5. “Shtick” in Concerts

Generally reserved for klezmer bands, “Hava Nagila” is not the first song you’d expect “The Boss” to play. Columnist Jeffrey Goldberg reports that Rahm Emanuel, President’s Obama’s former White House Chief of Staff, prompted Springsteen to play 45 seconds of the Jewish melody at a Washington, DC area show in May, 2009. Emmanuel spotted a sign made by a hardcore fan, requesting the famous—albeit unlikely—song:

“My daughter (a Jewish day school student) didn’t want to go because of homework, so I figured she needed a Jewish excuse to go to the concert. I made the ‘Hava Nagila’ sign—I’m in the mortgage credit market, so there’s not a hell of a lot for me to do these days—and we brought it to the concert,” he said. “I made it like the Torah, two sticks on each side.”

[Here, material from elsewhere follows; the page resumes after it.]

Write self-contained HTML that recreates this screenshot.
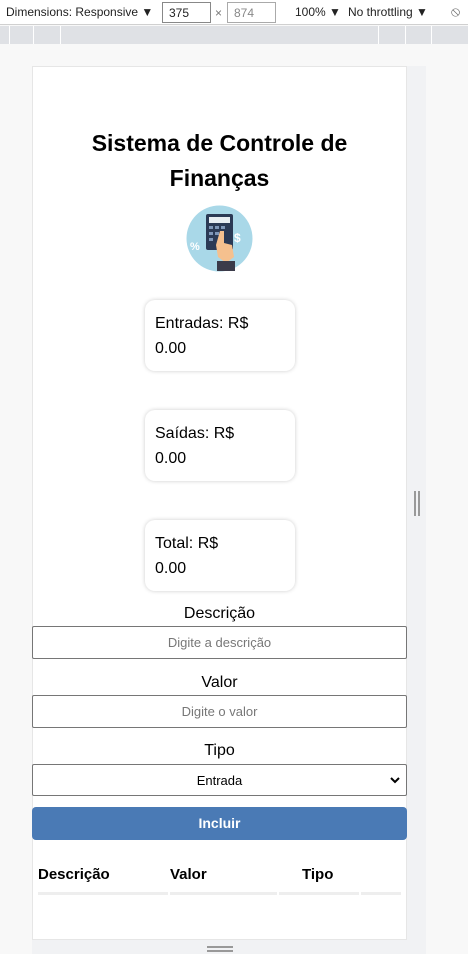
<!DOCTYPE html>
<html><head><meta charset="utf-8"><style>
*{margin:0;padding:0;box-sizing:border-box}
body{width:468px;height:954px;background:#f8f8f8;font-family:"Liberation Sans",sans-serif;position:relative;overflow:hidden;color:#000}
.a{position:absolute}
.bar{left:0;top:0;width:468px;height:25px;background:#fff;border-bottom:1px solid #d0d0d0;font-size:12px;color:#222}
.rul{left:0;top:26px;width:468px;height:18px;background:#dfe1e5}
.page{left:32px;top:66px;width:375px;height:874px;background:#fff;border:1px solid #e6e6e6}
.gut{left:407px;top:66px;width:19px;height:888px;background:#f1f2f4}
.gutb{left:32px;top:940px;width:394px;height:14px;background:#f1f2f4}
.card{left:145px;width:150px;height:71px;border-radius:10px;box-shadow:0 0 4px rgba(0,0,0,.2);background:#fff;font-size:16px;line-height:25px;padding:11px 0 0 10px}
.lbl{left:32px;width:375px;text-align:center;font-size:16px}
.inp{left:32px;width:375px;height:33px;border:1px solid #767676;border-radius:2px;text-align:center;font-size:13px;line-height:31px;color:#777;background:#fff}
.th{top:866px;font-size:15px;font-weight:bold}
.ul{top:892px;height:3px;background:#eee}
</style></head><body>
<div class="a bar">
<span class="a" style="left:6px;top:5px">Dimensions: Responsive ▼</span>
<div class="a" style="left:162px;top:2px;width:49px;height:21px;border:1px solid #888;padding:3px 6px">375</div>
<span class="a" style="left:215px;top:6px;color:#777">×</span>
<div class="a" style="left:227px;top:2px;width:49px;height:21px;border:1px solid #aaa;padding:3px 6px;color:#888">874</div>
<span class="a" style="left:295px;top:5px">100% ▼</span>
<span class="a" style="left:348px;top:5px">No throttling ▼</span>
<span class="a" style="left:451px;top:3px;color:#666;font-size:14px">⦸</span>
</div>
<div class="a rul">
<div class="a" style="left:9px;top:0;width:1px;height:18px;background:#fff"></div>
<div class="a" style="left:33px;top:0;width:1px;height:18px;background:#fff"></div>
<div class="a" style="left:60px;top:0;width:1px;height:18px;background:#fff"></div>
<div class="a" style="left:378px;top:0;width:1px;height:18px;background:#fff"></div>
<div class="a" style="left:405px;top:0;width:1px;height:18px;background:#fff"></div>
<div class="a" style="left:431px;top:0;width:1px;height:18px;background:#fff"></div>
</div>
<div class="a gut"></div><div class="a gutb"></div>
<div class="a" style="left:414px;top:491px;width:2px;height:25px;background:#999"></div>
<div class="a" style="left:418px;top:491px;width:2px;height:25px;background:#999"></div>
<div class="a" style="left:207px;top:946px;width:26px;height:2px;background:#999"></div>
<div class="a" style="left:207px;top:950px;width:26px;height:2px;background:#999"></div>
<div class="a page"></div>
<div class="a" style="left:32px;top:126px;width:375px;text-align:center;font-size:23px;font-weight:bold;line-height:35px">Sistema de Controle de<br>Finanças</div>
<svg class="a" style="left:186px;top:205px" width="67" height="67" viewBox="0 0 67 67">
<circle cx="33.5" cy="33.5" r="33" fill="#a9d8e8"/>
<rect x="20" y="9" width="27" height="36" rx="2" fill="#2b3a55"/>
<rect x="23" y="12" width="21" height="6" fill="#e8eef2"/>
<g fill="#7f97b8"><rect x="23" y="21" width="4" height="3"/><rect x="29" y="21" width="4" height="3"/><rect x="35" y="21" width="4" height="3"/><rect x="23" y="27" width="4" height="3"/><rect x="29" y="27" width="4" height="3"/><rect x="23" y="33" width="4" height="3"/></g>
<path d="M34 26 L38 26 L38 38 L46 40 L48 52 L40 58 L32 52 L30 40 Z" fill="#f5c08e"/>
<rect x="31" y="56" width="18" height="10" fill="#3b3b4a"/>
<text x="4" y="45" font-size="11" font-weight="bold" fill="#fff" font-family="Liberation Sans">%</text>
<text x="48" y="37" font-size="12" font-weight="bold" fill="#fff" font-family="Liberation Sans">$</text>
</svg>
<div class="a card" style="top:300px">Entradas: R$<br>0.00</div>
<div class="a card" style="top:410px">Saídas: R$<br>0.00</div>
<div class="a card" style="top:520px">Total: R$<br>0.00</div>
<div class="a lbl" style="top:605px">Descrição</div>
<div class="a inp" style="top:626px">Digite a descrição</div>
<div class="a lbl" style="top:674px">Valor</div>
<div class="a inp" style="top:695px">Digite o valor</div>
<div class="a lbl" style="top:742px">Tipo</div>
<div class="a inp" style="top:764px;height:32px;color:#000">Entrada<svg class="a" style="right:6px;top:12px" width="10" height="7" viewBox="0 0 10 7"><path d="M1 1 L5 5 L9 1" fill="none" stroke="#000" stroke-width="2"/></svg></div>
<div class="a" style="left:32px;top:807px;width:375px;height:33px;background:#4a7ab5;border-radius:4px;color:#fff;text-align:center;font-size:14px;font-weight:bold;line-height:33px">Incluir</div>
<div class="a th" style="left:38px">Descrição</div>
<div class="a th" style="left:170px">Valor</div>
<div class="a th" style="left:302px">Tipo</div>
<div class="a ul" style="left:38px;width:130px"></div>
<div class="a ul" style="left:170px;width:107px"></div>
<div class="a ul" style="left:279px;width:80px"></div>
<div class="a ul" style="left:361px;width:40px"></div>
</body></html>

And, in his Bruce Springsteen & The E Street Band: Live in New York City record, while getting the crowd pumped up, Bruce references…a bar mitzvah! He says, “ I’m gonna throw a rock and roll exorcism…a rock and roll baptism and a rock and roll bar mitzvah!”

6. Israel

First the bad news—he ain’t coming to Tel Aviv.  But, back in November, there were articles in several Israeli publications speculating that he might finally perform in the Promised Land. Unlike Elvis Costello and Pete Seeger, Bruce has not criticized Israel or called for its boycott or divestment. When Bruce completes the US leg of his tour in May, he will then traverse Europe before wrapping up in Helsinki, Finland on July 31st—he just doesn’t have enough time to hit the Holy Land. The closest the Boss gets to the Middle East is Lisbon (June 3rd), Milan (June 7th), Florence (June 10th), Trieste (June 11th) and Madrid (June 17th).

But I can’t hold it against him—The Boss is clearly a fan of the Jews! His lyrics, show antics, and band that nearly comprises a minyan point to his connection to Judaism. He  might not be Jewish, but I’m convinced: I want Bruce to be my Rabbi.